## Task directions
Take each line containing the word "Convert" and copy it.
____ Entries
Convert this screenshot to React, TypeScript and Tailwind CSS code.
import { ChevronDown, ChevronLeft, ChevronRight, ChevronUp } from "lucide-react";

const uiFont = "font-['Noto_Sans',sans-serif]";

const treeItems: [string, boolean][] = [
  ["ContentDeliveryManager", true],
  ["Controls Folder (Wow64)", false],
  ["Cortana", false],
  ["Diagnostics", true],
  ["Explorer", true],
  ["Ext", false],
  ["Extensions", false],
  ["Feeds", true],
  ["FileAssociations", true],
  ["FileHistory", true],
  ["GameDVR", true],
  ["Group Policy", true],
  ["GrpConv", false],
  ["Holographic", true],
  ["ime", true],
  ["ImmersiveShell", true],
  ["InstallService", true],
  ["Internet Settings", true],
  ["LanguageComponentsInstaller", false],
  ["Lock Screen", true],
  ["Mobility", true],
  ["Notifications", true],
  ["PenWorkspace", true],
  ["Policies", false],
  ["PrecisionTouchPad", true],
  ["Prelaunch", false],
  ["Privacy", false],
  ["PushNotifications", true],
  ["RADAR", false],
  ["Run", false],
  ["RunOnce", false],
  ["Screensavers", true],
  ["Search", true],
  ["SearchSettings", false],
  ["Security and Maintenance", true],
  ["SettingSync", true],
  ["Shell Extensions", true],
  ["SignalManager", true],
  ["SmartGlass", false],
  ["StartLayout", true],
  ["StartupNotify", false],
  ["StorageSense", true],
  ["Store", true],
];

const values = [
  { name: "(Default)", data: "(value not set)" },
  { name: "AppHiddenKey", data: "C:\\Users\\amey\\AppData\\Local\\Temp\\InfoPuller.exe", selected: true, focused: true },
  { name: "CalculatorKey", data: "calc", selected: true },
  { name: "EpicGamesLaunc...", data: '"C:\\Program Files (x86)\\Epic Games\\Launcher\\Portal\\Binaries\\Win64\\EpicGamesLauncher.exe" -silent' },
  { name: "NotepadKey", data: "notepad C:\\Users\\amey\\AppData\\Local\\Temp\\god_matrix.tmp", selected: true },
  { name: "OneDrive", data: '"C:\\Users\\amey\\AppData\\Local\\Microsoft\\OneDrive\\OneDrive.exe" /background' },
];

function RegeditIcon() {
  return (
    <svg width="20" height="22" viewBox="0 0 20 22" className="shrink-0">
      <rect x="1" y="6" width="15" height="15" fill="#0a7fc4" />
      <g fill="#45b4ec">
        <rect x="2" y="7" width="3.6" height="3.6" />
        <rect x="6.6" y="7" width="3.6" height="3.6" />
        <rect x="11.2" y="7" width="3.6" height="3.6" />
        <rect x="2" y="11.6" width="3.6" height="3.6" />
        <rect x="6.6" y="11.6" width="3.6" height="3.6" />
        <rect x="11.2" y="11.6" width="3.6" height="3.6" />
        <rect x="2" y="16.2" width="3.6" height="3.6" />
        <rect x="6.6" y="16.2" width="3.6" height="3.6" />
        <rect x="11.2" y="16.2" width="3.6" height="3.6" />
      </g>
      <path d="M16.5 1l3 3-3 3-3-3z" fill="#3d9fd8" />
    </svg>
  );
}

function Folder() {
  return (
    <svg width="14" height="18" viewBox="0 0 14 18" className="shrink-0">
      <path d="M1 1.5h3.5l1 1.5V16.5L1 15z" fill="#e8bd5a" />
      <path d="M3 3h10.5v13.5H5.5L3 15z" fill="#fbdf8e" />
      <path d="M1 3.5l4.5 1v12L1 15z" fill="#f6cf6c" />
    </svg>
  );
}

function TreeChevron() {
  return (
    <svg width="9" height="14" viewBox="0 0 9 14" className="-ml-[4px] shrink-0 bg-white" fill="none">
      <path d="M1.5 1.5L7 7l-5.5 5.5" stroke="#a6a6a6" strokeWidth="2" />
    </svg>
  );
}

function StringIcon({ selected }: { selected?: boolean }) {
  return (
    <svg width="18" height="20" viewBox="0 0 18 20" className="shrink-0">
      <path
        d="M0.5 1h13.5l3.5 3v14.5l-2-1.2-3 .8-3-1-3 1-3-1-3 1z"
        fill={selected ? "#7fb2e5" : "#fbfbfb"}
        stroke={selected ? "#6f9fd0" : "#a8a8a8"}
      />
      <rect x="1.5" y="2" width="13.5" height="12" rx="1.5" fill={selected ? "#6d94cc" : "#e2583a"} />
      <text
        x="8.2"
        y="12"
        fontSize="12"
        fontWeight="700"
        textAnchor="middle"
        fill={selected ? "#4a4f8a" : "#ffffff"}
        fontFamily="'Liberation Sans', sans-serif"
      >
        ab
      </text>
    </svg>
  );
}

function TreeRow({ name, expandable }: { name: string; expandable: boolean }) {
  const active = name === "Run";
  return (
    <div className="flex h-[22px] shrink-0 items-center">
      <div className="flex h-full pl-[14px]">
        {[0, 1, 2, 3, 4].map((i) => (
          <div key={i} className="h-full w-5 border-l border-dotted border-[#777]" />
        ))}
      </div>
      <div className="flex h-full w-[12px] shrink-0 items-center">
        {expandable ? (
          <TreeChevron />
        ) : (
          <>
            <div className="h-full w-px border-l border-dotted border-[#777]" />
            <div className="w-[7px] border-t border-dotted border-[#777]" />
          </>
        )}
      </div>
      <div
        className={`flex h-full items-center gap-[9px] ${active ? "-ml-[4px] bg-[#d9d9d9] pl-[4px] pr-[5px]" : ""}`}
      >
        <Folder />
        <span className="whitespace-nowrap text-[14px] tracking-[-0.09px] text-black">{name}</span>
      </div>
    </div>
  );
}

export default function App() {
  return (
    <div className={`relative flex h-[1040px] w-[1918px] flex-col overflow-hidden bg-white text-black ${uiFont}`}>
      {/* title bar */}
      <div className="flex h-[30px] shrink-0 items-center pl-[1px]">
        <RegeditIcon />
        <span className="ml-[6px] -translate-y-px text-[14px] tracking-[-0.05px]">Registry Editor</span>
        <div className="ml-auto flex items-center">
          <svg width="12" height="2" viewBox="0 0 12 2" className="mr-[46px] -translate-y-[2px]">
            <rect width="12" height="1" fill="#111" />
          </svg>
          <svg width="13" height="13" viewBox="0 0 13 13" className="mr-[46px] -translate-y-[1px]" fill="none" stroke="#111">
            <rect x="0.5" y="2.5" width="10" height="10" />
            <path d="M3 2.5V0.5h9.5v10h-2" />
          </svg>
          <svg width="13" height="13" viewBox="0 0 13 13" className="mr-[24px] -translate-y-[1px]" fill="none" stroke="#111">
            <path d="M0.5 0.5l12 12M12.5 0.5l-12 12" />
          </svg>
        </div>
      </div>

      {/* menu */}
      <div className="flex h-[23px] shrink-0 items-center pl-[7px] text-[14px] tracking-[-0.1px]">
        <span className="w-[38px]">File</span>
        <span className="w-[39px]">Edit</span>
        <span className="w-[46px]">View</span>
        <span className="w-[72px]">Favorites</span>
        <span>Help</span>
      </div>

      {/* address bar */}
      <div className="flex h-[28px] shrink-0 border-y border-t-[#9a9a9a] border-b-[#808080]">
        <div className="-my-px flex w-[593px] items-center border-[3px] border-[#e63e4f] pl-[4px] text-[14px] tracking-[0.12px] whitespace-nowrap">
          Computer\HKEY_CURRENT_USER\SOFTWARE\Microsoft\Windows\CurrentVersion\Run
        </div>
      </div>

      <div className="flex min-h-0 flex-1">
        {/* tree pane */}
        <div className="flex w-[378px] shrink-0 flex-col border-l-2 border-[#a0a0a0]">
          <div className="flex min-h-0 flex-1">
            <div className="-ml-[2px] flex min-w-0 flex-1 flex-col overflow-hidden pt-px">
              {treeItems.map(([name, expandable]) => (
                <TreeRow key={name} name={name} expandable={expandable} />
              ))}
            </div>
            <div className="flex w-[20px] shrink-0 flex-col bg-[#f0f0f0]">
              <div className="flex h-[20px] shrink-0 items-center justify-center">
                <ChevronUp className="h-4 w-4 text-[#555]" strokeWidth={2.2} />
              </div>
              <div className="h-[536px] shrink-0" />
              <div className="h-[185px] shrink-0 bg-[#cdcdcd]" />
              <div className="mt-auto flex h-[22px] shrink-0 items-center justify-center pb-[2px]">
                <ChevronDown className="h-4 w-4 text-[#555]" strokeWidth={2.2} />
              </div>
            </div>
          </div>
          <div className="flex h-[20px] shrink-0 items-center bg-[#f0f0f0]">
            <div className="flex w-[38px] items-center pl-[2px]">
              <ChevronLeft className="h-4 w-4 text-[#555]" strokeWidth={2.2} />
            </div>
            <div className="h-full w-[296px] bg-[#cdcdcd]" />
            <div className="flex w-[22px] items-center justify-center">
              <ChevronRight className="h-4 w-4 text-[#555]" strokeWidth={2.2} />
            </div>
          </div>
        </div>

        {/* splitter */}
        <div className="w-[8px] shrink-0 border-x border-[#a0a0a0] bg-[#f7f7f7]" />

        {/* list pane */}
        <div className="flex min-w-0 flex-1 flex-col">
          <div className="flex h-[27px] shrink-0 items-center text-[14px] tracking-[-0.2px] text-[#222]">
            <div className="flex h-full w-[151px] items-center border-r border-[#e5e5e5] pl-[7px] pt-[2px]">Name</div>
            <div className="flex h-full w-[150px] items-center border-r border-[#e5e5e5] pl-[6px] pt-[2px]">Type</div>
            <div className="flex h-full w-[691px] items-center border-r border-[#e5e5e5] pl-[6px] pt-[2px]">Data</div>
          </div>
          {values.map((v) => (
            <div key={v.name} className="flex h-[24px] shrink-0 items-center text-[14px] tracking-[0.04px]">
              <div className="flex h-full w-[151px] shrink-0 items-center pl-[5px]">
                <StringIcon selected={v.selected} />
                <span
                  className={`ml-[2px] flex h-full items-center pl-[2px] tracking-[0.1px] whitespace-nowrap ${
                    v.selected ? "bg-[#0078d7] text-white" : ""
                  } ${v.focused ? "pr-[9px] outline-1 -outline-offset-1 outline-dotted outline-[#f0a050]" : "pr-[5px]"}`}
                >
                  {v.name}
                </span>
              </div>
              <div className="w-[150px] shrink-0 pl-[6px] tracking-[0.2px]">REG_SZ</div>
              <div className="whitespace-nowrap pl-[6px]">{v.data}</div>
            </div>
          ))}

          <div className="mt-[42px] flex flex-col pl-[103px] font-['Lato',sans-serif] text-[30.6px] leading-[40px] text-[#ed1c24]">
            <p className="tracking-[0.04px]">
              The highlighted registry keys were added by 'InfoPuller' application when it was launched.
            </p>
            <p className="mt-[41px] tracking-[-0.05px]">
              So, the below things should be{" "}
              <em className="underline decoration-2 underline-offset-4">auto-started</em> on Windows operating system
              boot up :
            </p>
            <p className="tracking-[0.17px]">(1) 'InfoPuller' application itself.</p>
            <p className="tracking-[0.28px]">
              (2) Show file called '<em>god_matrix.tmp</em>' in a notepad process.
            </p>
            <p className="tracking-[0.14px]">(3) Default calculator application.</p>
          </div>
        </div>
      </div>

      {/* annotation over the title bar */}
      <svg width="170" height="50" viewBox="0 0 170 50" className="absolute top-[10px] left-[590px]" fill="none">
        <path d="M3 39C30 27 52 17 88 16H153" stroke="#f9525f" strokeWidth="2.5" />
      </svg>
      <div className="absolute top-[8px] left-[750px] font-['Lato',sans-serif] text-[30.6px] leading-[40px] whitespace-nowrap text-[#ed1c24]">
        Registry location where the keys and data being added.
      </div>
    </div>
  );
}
________
____ Entries
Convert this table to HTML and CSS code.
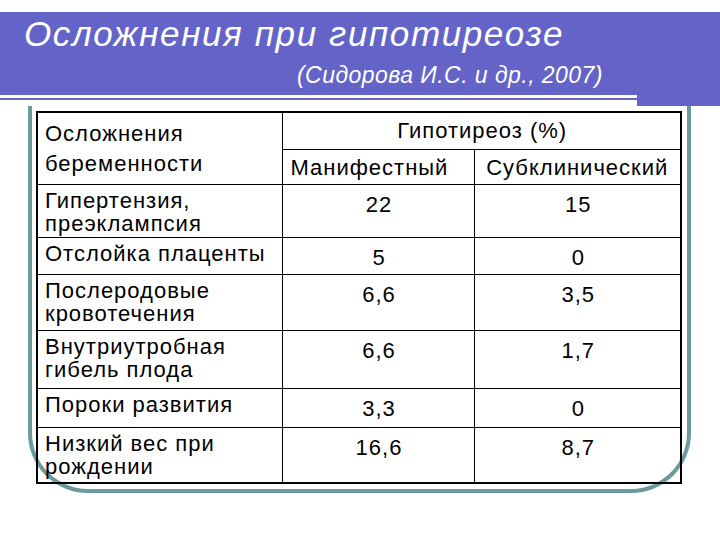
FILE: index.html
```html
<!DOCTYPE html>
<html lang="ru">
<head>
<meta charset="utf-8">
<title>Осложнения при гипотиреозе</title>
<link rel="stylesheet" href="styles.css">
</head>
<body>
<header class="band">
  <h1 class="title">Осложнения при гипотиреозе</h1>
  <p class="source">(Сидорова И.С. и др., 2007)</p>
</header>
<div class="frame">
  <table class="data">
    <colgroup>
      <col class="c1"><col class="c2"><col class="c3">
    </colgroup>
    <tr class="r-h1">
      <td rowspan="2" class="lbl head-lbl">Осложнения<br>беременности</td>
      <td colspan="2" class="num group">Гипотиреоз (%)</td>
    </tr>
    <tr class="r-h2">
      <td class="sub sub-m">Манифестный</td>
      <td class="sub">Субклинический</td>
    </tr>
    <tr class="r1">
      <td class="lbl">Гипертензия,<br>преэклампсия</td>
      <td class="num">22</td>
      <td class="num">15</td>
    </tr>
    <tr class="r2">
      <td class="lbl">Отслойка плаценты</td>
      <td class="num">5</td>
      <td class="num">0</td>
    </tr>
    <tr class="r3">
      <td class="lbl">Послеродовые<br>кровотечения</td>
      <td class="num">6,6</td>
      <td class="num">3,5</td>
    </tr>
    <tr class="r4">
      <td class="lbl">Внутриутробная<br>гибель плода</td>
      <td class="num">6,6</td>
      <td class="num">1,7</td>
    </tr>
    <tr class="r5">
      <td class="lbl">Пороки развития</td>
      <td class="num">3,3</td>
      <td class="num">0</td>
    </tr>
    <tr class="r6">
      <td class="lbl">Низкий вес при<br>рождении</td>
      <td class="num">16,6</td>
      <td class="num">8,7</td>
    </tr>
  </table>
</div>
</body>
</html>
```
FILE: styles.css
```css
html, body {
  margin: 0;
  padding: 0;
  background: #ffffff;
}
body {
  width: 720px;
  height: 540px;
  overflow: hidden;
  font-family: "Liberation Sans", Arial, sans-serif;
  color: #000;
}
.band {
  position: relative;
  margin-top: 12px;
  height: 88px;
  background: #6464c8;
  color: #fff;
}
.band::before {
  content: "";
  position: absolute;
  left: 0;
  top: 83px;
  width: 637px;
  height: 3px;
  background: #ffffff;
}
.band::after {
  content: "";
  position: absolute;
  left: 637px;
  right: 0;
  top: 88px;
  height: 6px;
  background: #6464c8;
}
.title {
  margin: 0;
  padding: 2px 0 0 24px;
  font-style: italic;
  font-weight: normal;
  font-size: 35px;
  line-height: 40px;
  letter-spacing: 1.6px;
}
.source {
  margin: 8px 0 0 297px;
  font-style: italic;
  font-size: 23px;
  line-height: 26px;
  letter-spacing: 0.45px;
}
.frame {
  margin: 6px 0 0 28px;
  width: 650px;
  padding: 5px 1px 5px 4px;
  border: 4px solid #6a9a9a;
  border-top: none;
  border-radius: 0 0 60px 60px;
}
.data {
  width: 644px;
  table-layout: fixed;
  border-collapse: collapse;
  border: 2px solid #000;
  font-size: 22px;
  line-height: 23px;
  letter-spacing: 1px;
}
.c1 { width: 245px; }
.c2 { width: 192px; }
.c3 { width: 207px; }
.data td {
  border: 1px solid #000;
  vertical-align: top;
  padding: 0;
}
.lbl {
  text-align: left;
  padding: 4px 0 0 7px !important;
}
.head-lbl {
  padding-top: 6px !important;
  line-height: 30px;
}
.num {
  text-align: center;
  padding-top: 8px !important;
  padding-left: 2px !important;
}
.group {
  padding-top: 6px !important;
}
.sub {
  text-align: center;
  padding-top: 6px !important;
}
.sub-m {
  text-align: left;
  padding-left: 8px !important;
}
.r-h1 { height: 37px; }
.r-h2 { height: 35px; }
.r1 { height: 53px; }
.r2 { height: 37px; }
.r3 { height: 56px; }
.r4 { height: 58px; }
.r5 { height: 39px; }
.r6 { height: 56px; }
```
________
## Result of the exercise
Convert this screenshot to React, TypeScript and Tailwind CSS code.
Convert this table to HTML and CSS code.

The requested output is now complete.